▶ **DATA EXTRACT**:
-- BEGIN --

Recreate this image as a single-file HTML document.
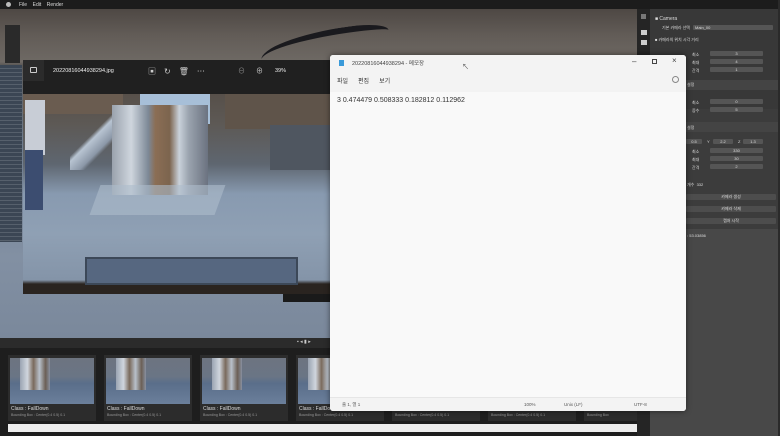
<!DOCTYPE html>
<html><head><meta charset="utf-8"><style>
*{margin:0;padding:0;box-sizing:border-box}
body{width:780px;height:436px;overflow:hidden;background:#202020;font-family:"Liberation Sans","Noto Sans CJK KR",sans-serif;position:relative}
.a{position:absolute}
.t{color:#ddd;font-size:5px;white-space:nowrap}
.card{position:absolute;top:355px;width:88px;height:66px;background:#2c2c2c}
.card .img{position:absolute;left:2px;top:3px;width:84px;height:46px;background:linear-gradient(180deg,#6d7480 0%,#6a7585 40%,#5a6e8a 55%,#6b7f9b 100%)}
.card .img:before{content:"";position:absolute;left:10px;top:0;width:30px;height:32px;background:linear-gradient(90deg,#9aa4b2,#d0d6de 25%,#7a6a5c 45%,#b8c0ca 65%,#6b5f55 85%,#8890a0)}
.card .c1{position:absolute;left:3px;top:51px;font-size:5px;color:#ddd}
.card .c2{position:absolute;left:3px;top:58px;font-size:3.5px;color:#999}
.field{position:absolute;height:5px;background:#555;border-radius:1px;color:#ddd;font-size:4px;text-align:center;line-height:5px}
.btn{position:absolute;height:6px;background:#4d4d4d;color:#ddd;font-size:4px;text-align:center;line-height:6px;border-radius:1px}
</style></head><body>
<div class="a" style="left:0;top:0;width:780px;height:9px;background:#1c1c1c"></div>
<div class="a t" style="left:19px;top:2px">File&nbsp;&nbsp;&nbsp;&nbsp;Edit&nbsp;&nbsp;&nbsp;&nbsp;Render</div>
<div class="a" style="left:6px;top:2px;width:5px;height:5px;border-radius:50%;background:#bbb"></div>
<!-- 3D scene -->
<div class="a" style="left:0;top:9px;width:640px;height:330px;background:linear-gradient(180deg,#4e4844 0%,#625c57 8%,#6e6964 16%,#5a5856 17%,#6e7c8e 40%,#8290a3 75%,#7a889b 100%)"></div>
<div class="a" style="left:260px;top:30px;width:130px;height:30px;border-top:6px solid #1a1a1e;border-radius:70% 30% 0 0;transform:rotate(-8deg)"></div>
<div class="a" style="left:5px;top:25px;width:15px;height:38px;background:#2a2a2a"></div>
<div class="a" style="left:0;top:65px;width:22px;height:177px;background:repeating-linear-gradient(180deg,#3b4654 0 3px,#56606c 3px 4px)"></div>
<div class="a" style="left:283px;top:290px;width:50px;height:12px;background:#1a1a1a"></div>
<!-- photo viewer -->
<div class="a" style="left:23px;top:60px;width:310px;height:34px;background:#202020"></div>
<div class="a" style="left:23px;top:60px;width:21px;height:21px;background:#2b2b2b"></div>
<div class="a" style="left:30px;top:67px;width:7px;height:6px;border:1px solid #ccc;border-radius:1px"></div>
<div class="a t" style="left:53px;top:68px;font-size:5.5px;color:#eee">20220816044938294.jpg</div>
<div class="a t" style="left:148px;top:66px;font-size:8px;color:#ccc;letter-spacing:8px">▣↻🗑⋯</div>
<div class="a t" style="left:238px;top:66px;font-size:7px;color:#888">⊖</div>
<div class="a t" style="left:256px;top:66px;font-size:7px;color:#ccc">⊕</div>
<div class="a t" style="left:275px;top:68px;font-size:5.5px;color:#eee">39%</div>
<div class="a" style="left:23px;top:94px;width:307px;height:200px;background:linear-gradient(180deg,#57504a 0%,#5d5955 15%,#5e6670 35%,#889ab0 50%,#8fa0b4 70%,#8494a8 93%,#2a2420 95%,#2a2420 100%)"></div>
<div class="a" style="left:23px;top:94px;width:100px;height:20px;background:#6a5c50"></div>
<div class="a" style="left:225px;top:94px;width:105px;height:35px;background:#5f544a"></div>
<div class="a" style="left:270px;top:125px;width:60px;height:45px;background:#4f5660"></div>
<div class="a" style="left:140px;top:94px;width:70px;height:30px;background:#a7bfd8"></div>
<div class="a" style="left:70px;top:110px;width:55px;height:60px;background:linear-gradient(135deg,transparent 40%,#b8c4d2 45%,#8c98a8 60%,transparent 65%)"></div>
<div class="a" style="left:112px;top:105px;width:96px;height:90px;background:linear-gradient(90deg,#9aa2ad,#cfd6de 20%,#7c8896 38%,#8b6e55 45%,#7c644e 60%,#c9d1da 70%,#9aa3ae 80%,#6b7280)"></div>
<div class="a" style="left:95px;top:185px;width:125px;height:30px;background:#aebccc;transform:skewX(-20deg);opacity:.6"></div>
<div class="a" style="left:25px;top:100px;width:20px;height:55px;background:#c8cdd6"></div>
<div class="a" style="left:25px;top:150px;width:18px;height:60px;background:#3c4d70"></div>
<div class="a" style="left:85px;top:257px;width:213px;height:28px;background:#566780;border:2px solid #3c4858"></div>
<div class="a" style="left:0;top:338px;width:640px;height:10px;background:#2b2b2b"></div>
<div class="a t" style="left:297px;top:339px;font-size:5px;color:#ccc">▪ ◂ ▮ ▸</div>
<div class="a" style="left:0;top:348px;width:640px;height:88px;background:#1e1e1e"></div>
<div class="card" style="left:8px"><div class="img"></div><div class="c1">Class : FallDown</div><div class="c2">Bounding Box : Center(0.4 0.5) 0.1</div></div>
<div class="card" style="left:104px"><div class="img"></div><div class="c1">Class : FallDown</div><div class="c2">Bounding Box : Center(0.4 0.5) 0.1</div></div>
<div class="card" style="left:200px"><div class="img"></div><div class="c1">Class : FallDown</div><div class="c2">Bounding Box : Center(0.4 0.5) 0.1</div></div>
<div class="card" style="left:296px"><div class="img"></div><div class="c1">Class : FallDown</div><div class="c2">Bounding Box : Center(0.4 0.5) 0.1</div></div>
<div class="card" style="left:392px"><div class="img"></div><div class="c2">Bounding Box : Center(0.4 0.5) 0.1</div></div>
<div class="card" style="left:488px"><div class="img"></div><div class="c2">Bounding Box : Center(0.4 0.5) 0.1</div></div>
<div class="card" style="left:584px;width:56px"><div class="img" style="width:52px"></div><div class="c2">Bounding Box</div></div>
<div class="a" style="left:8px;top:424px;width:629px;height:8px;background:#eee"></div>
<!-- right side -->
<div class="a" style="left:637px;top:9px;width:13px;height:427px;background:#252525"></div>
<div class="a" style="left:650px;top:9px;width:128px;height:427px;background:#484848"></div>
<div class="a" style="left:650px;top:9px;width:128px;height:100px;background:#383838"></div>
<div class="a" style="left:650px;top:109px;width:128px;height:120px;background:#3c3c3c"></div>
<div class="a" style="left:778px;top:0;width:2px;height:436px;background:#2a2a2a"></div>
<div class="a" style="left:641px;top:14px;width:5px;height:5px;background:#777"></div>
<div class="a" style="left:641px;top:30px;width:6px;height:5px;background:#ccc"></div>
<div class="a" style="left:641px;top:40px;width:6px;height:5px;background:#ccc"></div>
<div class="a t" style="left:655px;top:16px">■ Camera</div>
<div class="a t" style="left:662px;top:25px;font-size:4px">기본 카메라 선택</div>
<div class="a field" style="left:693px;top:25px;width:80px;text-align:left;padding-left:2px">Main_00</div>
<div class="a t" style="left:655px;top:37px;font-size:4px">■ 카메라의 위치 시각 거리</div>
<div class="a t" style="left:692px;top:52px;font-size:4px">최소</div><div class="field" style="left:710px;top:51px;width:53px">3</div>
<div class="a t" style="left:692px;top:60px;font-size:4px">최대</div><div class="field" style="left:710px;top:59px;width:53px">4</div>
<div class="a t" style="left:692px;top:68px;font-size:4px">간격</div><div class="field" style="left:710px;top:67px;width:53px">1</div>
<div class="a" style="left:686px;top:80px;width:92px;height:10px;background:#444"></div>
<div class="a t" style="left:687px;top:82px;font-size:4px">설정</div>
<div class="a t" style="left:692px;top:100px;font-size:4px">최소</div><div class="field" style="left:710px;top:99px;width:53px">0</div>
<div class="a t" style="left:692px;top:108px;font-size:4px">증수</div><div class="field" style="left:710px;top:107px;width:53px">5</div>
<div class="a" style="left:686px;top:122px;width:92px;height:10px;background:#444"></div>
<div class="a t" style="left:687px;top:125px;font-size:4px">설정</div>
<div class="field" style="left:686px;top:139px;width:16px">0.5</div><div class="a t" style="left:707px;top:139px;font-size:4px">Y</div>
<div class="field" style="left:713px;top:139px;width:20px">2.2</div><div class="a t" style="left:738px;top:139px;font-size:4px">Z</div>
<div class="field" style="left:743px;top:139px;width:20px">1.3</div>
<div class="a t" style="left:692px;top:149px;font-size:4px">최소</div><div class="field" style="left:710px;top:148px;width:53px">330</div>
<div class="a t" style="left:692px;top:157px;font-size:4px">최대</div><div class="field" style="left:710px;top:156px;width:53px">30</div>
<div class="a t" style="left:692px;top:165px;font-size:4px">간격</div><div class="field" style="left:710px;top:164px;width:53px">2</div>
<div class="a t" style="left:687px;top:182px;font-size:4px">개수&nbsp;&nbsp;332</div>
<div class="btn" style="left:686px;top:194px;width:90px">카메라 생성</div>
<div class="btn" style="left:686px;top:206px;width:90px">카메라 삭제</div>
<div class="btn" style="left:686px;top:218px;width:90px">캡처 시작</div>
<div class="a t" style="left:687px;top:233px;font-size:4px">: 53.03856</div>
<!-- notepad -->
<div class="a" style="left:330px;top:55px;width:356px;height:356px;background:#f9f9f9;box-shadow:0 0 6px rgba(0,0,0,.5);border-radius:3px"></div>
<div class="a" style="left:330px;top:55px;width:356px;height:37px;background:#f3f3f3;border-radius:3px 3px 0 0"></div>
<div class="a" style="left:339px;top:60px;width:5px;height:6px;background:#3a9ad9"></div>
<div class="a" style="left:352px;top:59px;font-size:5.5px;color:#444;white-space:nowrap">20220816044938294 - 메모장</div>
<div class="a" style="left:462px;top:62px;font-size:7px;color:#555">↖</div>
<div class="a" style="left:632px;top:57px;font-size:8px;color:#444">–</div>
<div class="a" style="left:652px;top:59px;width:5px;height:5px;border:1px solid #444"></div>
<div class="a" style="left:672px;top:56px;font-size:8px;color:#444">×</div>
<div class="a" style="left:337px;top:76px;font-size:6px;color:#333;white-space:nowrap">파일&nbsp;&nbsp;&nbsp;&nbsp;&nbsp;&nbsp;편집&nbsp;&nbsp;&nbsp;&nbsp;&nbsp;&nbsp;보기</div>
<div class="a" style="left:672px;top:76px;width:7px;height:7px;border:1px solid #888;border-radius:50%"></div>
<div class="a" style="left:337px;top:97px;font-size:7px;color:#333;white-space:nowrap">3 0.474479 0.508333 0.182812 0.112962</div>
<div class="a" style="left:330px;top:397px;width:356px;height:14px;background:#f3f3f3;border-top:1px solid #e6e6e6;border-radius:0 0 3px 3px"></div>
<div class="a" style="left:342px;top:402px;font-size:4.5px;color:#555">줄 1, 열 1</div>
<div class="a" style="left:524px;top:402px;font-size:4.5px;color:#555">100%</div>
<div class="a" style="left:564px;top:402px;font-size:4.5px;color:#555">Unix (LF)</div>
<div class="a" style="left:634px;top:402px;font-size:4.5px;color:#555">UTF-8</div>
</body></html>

-- END --
-- BEGIN --

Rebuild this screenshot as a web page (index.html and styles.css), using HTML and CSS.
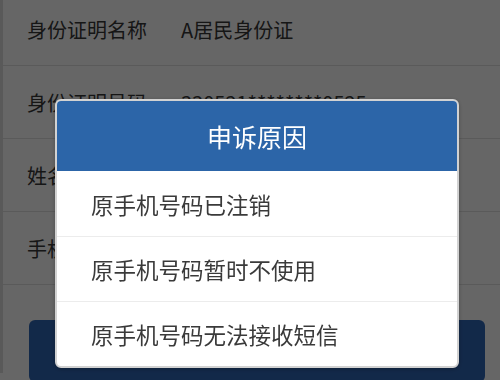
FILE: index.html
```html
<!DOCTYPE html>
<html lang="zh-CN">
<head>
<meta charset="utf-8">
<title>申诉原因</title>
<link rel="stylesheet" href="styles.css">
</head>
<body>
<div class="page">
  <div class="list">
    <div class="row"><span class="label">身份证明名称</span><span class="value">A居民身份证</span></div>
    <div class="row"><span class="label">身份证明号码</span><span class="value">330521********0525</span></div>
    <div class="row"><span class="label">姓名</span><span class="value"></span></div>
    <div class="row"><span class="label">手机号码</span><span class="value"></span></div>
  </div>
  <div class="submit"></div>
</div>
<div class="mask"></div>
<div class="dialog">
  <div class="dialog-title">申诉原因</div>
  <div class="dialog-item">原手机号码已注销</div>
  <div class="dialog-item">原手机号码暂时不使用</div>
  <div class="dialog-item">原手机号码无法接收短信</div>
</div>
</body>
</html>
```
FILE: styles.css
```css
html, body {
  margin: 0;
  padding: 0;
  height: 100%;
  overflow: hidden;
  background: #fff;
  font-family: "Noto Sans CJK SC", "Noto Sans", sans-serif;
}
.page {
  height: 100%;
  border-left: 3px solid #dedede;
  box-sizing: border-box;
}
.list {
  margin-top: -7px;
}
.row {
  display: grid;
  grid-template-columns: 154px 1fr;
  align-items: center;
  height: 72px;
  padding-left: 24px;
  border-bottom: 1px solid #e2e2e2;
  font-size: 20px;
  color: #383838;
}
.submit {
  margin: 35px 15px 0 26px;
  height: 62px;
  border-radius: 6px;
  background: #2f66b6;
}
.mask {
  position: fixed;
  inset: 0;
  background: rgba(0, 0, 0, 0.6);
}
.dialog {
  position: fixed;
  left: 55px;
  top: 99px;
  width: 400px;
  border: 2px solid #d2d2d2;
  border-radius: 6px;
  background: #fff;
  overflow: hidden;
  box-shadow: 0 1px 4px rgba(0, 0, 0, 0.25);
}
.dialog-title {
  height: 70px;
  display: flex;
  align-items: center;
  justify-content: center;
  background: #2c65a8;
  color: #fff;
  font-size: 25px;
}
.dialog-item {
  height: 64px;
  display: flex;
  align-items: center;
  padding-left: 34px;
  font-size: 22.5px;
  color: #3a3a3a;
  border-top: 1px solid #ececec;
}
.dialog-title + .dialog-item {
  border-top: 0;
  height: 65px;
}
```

-- END --

▶ **INSTRUCTION**: Work through the records line by line and tally those holding "index". Reply with the number alone.

▶ **WRITTEN REPLY**: 2